» **INSTRUCTION**
Each line below should be reproduced without any alteration.

» **DATASET SECTION**
#####

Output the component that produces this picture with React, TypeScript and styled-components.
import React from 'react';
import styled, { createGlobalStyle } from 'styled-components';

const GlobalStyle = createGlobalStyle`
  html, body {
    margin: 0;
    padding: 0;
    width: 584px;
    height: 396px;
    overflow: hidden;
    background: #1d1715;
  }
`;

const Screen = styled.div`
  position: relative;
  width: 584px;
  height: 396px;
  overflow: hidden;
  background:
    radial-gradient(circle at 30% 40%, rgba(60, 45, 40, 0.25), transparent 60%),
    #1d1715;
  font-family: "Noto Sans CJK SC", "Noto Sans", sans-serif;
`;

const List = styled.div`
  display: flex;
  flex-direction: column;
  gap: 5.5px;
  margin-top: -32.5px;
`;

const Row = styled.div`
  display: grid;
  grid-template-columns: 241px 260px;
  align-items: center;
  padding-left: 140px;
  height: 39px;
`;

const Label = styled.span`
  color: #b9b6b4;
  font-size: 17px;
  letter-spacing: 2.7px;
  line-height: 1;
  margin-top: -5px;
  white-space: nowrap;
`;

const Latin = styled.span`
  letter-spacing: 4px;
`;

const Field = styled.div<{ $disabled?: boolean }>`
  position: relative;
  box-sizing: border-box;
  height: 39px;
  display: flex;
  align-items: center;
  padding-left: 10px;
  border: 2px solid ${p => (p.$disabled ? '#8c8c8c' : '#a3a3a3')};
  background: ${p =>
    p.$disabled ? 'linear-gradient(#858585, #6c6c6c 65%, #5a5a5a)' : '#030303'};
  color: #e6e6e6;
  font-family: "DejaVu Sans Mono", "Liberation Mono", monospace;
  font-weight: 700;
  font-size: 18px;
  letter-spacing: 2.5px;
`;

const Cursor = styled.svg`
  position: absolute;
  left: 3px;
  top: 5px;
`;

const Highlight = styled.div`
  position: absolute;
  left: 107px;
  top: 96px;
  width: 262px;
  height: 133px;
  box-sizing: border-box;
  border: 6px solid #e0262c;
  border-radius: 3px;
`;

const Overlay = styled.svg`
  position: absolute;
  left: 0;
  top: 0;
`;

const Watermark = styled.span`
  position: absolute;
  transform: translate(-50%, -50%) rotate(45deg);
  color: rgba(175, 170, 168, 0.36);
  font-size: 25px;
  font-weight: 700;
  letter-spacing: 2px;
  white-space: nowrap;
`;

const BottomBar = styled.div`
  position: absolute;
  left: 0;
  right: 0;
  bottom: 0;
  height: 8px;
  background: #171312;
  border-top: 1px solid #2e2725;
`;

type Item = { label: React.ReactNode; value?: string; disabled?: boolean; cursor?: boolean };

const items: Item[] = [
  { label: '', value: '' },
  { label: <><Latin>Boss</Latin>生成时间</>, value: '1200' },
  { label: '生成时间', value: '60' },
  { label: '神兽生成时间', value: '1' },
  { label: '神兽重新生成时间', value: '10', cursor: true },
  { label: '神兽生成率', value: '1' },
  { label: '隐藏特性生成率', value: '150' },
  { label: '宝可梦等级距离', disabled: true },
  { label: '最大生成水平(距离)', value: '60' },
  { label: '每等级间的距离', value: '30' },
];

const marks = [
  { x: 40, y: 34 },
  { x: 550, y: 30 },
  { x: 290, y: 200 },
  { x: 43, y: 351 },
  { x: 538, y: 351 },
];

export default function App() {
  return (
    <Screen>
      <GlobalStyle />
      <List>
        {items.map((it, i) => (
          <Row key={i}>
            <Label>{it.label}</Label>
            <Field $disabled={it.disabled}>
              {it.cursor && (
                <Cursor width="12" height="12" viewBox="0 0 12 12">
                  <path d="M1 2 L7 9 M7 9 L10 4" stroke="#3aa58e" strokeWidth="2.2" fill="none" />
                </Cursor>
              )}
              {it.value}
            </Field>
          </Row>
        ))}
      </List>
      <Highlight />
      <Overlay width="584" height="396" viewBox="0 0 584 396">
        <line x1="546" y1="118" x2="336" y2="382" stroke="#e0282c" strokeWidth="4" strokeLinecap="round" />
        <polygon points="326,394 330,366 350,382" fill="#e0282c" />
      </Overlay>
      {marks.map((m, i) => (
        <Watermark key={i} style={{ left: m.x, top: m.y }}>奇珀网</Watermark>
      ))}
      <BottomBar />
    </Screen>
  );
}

#####

» **WRITTEN SOLUTION**
Output the component that produces this picture with React, TypeScript and styled-components.
import React from 'react';
import styled, { createGlobalStyle } from 'styled-components';

const GlobalStyle = createGlobalStyle`
  html, body {
    margin: 0;
    padding: 0;
    width: 584px;
    height: 396px;
    overflow: hidden;
    background: #1d1715;
  }
`;

const Screen = styled.div`
  position: relative;
  width: 584px;
  height: 396px;
  overflow: hidden;
  background:
    radial-gradient(circle at 30% 40%, rgba(60, 45, 40, 0.25), transparent 60%),
    #1d1715;
  font-family: "Noto Sans CJK SC", "Noto Sans", sans-serif;
`;

const List = styled.div`
  display: flex;
  flex-direction: column;
  gap: 5.5px;
  margin-top: -32.5px;
`;

const Row = styled.div`
  display: grid;
  grid-template-columns: 241px 260px;
  align-items: center;
  padding-left: 140px;
  height: 39px;
`;

const Label = styled.span`
  color: #b9b6b4;
  font-size: 17px;
  letter-spacing: 2.7px;
  line-height: 1;
  margin-top: -5px;
  white-space: nowrap;
`;

const Latin = styled.span`
  letter-spacing: 4px;
`;

const Field = styled.div<{ $disabled?: boolean }>`
  position: relative;
  box-sizing: border-box;
  height: 39px;
  display: flex;
  align-items: center;
  padding-left: 10px;
  border: 2px solid ${p => (p.$disabled ? '#8c8c8c' : '#a3a3a3')};
  background: ${p =>
    p.$disabled ? 'linear-gradient(#858585, #6c6c6c 65%, #5a5a5a)' : '#030303'};
  color: #e6e6e6;
  font-family: "DejaVu Sans Mono", "Liberation Mono", monospace;
  font-weight: 700;
  font-size: 18px;
  letter-spacing: 2.5px;
`;

const Cursor = styled.svg`
  position: absolute;
  left: 3px;
  top: 5px;
`;

const Highlight = styled.div`
  position: absolute;
  left: 107px;
  top: 96px;
  width: 262px;
  height: 133px;
  box-sizing: border-box;
  border: 6px solid #e0262c;
  border-radius: 3px;
`;

const Overlay = styled.svg`
  position: absolute;
  left: 0;
  top: 0;
`;

const Watermark = styled.span`
  position: absolute;
  transform: translate(-50%, -50%) rotate(45deg);
  color: rgba(175, 170, 168, 0.36);
  font-size: 25px;
  font-weight: 700;
  letter-spacing: 2px;
  white-space: nowrap;
`;

const BottomBar = styled.div`
  position: absolute;
  left: 0;
  right: 0;
  bottom: 0;
  height: 8px;
  background: #171312;
  border-top: 1px solid #2e2725;
`;

type Item = { label: React.ReactNode; value?: string; disabled?: boolean; cursor?: boolean };

const items: Item[] = [
  { label: '', value: '' },
  { label: <><Latin>Boss</Latin>生成时间</>, value: '1200' },
  { label: '生成时间', value: '60' },
  { label: '神兽生成时间', value: '1' },
  { label: '神兽重新生成时间', value: '10', cursor: true },
  { label: '神兽生成率', value: '1' },
  { label: '隐藏特性生成率', value: '150' },
  { label: '宝可梦等级距离', disabled: true },
  { label: '最大生成水平(距离)', value: '60' },
  { label: '每等级间的距离', value: '30' },
];

const marks = [
  { x: 40, y: 34 },
  { x: 550, y: 30 },
  { x: 290, y: 200 },
  { x: 43, y: 351 },
  { x: 538, y: 351 },
];

export default function App() {
  return (
    <Screen>
      <GlobalStyle />
      <List>
        {items.map((it, i) => (
          <Row key={i}>
            <Label>{it.label}</Label>
            <Field $disabled={it.disabled}>
              {it.cursor && (
                <Cursor width="12" height="12" viewBox="0 0 12 12">
                  <path d="M1 2 L7 9 M7 9 L10 4" stroke="#3aa58e" strokeWidth="2.2" fill="none" />
                </Cursor>
              )}
              {it.value}
            </Field>
          </Row>
        ))}
      </List>
      <Highlight />
      <Overlay width="584" height="396" viewBox="0 0 584 396">
        <line x1="546" y1="118" x2="336" y2="382" stroke="#e0282c" strokeWidth="4" strokeLinecap="round" />
        <polygon points="326,394 330,366 350,382" fill="#e0282c" />
      </Overlay>
      {marks.map((m, i) => (
        <Watermark key={i} style={{ left: m.x, top: m.y }}>奇珀网</Watermark>
      ))}
      <BottomBar />
    </Screen>
  );
}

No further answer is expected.